Data extract:
* * * * * * *
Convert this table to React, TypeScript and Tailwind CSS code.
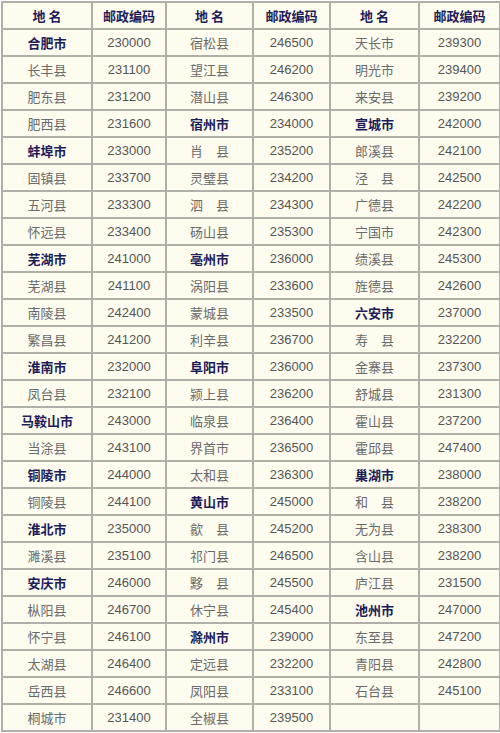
import React from 'react'

const rows: [string, string, string, string, string, string][] = [
  ['合肥市', '230000', '宿松县', '246500', '天长市', '239300'],
  ['长丰县', '231100', '望江县', '246200', '明光市', '239400'],
  ['肥东县', '231200', '潜山县', '246300', '来安县', '239200'],
  ['肥西县', '231600', '宿州市', '234000', '宣城市', '242000'],
  ['蚌埠市', '233000', '肖　县', '235200', '郎溪县', '242100'],
  ['固镇县', '233700', '灵璧县', '234200', '泾　县', '242500'],
  ['五河县', '233300', '泗　县', '234300', '广德县', '242200'],
  ['怀远县', '233400', '砀山县', '235300', '宁国市', '242300'],
  ['芜湖市', '241000', '亳州市', '236000', '绩溪县', '245300'],
  ['芜湖县', '241100', '涡阳县', '233600', '旌德县', '242600'],
  ['南陵县', '242400', '蒙城县', '233500', '六安市', '237000'],
  ['繁昌县', '241200', '利辛县', '236700', '寿　县', '232200'],
  ['淮南市', '232000', '阜阳市', '236000', '金寨县', '237300'],
  ['凤台县', '232100', '颍上县', '236200', '舒城县', '231300'],
  ['马鞍山市', '243000', '临泉县', '236400', '霍山县', '237200'],
  ['当涂县', '243100', '界首市', '236500', '霍邱县', '247400'],
  ['铜陵市', '244000', '太和县', '236300', '巢湖市', '238000'],
  ['铜陵县', '244100', '黄山市', '245000', '和　县', '238200'],
  ['淮北市', '235000', '歙　县', '245200', '无为县', '238300'],
  ['濉溪县', '235100', '祁门县', '246500', '含山县', '238200'],
  ['安庆市', '246000', '黟　县', '245500', '庐江县', '231500'],
  ['枞阳县', '246700', '休宁县', '245400', '池州市', '247000'],
  ['怀宁县', '246100', '滁州市', '239000', '东至县', '247200'],
  ['太湖县', '246400', '定远县', '232200', '青阳县', '242800'],
  ['岳西县', '246600', '凤阳县', '233100', '石台县', '245100'],
  ['桐城市', '231400', '全椒县', '239500', '', ''],
]

const bold = new Set([
  '合肥市', '宿州市', '宣城市', '蚌埠市', '芜湖市', '亳州市', '六安市', '淮南市', '阜阳市',
  '马鞍山市', '铜陵市', '巢湖市', '黄山市', '淮北市', '安庆市', '池州市', '滁州市',
])

const cell = 'border-2 border-[#b0b0a8] text-center align-middle p-0'

function Name({ text }: { text: string }) {
  if (bold.has(text)) {
    return (
      <td className={`${cell} text-[13px] font-bold text-[#1d1d5a] font-['Noto_Sans_CJK_SC',sans-serif]`}>
        {text}
      </td>
    )
  }
  return (
    <td className={`${cell} text-[13px] text-[#6a6a6a] font-['Noto_Sans_CJK_SC',sans-serif]`}>
      {text}
    </td>
  )
}

function Code({ text }: { text: string }) {
  return (
    <td className={`${cell} text-[13px] text-[#555555] font-['Liberation_Sans',sans-serif]`}>
      {text}
    </td>
  )
}

export default function App() {
  return (
    <div className="w-[500px] h-[733px] bg-white pl-[1px] pt-[1px]">
      <table className="table-fixed border-collapse w-[498px] bg-[#fdfcef]">
        <colgroup>
          <col className="w-[90px]" />
          <col className="w-[74px]" />
          <col className="w-[87px]" />
          <col className="w-[77px]" />
          <col className="w-[89px]" />
          <col className="w-[81px]" />
        </colgroup>
        <thead>
          <tr className="h-[27px]">
            {['地 名', '邮政编码', '地 名', '邮政编码', '地 名', '邮政编码'].map((h, i) => (
              <th
                key={i}
                className={`${cell} text-[13px] font-bold text-[#1d1d5a] font-['Noto_Sans_CJK_SC',sans-serif] whitespace-pre`}
              >
                {h}
              </th>
            ))}
          </tr>
        </thead>
        <tbody>
          {rows.map((r, i) => (
            <tr key={i} className="h-[27px]">
              <Name text={r[0]} />
              <Code text={r[1]} />
              <Name text={r[2]} />
              <Code text={r[3]} />
              <Name text={r[4]} />
              <Code text={r[5]} />
            </tr>
          ))}
        </tbody>
      </table>
    </div>
  )
}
* * * * * * *
Exercise brief:
Images in the data above are to be skipped. Retype all other material exactly.

Solved problem:
Convert this table to React, TypeScript and Tailwind CSS code.
import React from 'react'

const rows: [string, string, string, string, string, string][] = [
  ['合肥市', '230000', '宿松县', '246500', '天长市', '239300'],
  ['长丰县', '231100', '望江县', '246200', '明光市', '239400'],
  ['肥东县', '231200', '潜山县', '246300', '来安县', '239200'],
  ['肥西县', '231600', '宿州市', '234000', '宣城市', '242000'],
  ['蚌埠市', '233000', '肖　县', '235200', '郎溪县', '242100'],
  ['固镇县', '233700', '灵璧县', '234200', '泾　县', '242500'],
  ['五河县', '233300', '泗　县', '234300', '广德县', '242200'],
  ['怀远县', '233400', '砀山县', '235300', '宁国市', '242300'],
  ['芜湖市', '241000', '亳州市', '236000', '绩溪县', '245300'],
  ['芜湖县', '241100', '涡阳县', '233600', '旌德县', '242600'],
  ['南陵县', '242400', '蒙城县', '233500', '六安市', '237000'],
  ['繁昌县', '241200', '利辛县', '236700', '寿　县', '232200'],
  ['淮南市', '232000', '阜阳市', '236000', '金寨县', '237300'],
  ['凤台县', '232100', '颍上县', '236200', '舒城县', '231300'],
  ['马鞍山市', '243000', '临泉县', '236400', '霍山县', '237200'],
  ['当涂县', '243100', '界首市', '236500', '霍邱县', '247400'],
  ['铜陵市', '244000', '太和县', '236300', '巢湖市', '238000'],
  ['铜陵县', '244100', '黄山市', '245000', '和　县', '238200'],
  ['淮北市', '235000', '歙　县', '245200', '无为县', '238300'],
  ['濉溪县', '235100', '祁门县', '246500', '含山县', '238200'],
  ['安庆市', '246000', '黟　县', '245500', '庐江县', '231500'],
  ['枞阳县', '246700', '休宁县', '245400', '池州市', '247000'],
  ['怀宁县', '246100', '滁州市', '239000', '东至县', '247200'],
  ['太湖县', '246400', '定远县', '232200', '青阳县', '242800'],
  ['岳西县', '246600', '凤阳县', '233100', '石台县', '245100'],
  ['桐城市', '231400', '全椒县', '239500', '', ''],
]

const bold = new Set([
  '合肥市', '宿州市', '宣城市', '蚌埠市', '芜湖市', '亳州市', '六安市', '淮南市', '阜阳市',
  '马鞍山市', '铜陵市', '巢湖市', '黄山市', '淮北市', '安庆市', '池州市', '滁州市',
])

const cell = 'border-2 border-[#b0b0a8] text-center align-middle p-0'

function Name({ text }: { text: string }) {
  if (bold.has(text)) {
    return (
      <td className={`${cell} text-[13px] font-bold text-[#1d1d5a] font-['Noto_Sans_CJK_SC',sans-serif]`}>
        {text}
      </td>
    )
  }
  return (
    <td className={`${cell} text-[13px] text-[#6a6a6a] font-['Noto_Sans_CJK_SC',sans-serif]`}>
      {text}
    </td>
  )
}

function Code({ text }: { text: string }) {
  return (
    <td className={`${cell} text-[13px] text-[#555555] font-['Liberation_Sans',sans-serif]`}>
      {text}
    </td>
  )
}

export default function App() {
  return (
    <div className="w-[500px] h-[733px] bg-white pl-[1px] pt-[1px]">
      <table className="table-fixed border-collapse w-[498px] bg-[#fdfcef]">
        <colgroup>
          <col className="w-[90px]" />
          <col className="w-[74px]" />
          <col className="w-[87px]" />
          <col className="w-[77px]" />
          <col className="w-[89px]" />
          <col className="w-[81px]" />
        </colgroup>
        <thead>
          <tr className="h-[27px]">
            {['地 名', '邮政编码', '地 名', '邮政编码', '地 名', '邮政编码'].map((h, i) => (
              <th
                key={i}
                className={`${cell} text-[13px] font-bold text-[#1d1d5a] font-['Noto_Sans_CJK_SC',sans-serif] whitespace-pre`}
              >
                {h}
              </th>
            ))}
          </tr>
        </thead>
        <tbody>
          {rows.map((r, i) => (
            <tr key={i} className="h-[27px]">
              <Name text={r[0]} />
              <Code text={r[1]} />
              <Name text={r[2]} />
              <Code text={r[3]} />
              <Name text={r[4]} />
              <Code text={r[5]} />
            </tr>
          ))}
        </tbody>
      </table>
    </div>
  )
}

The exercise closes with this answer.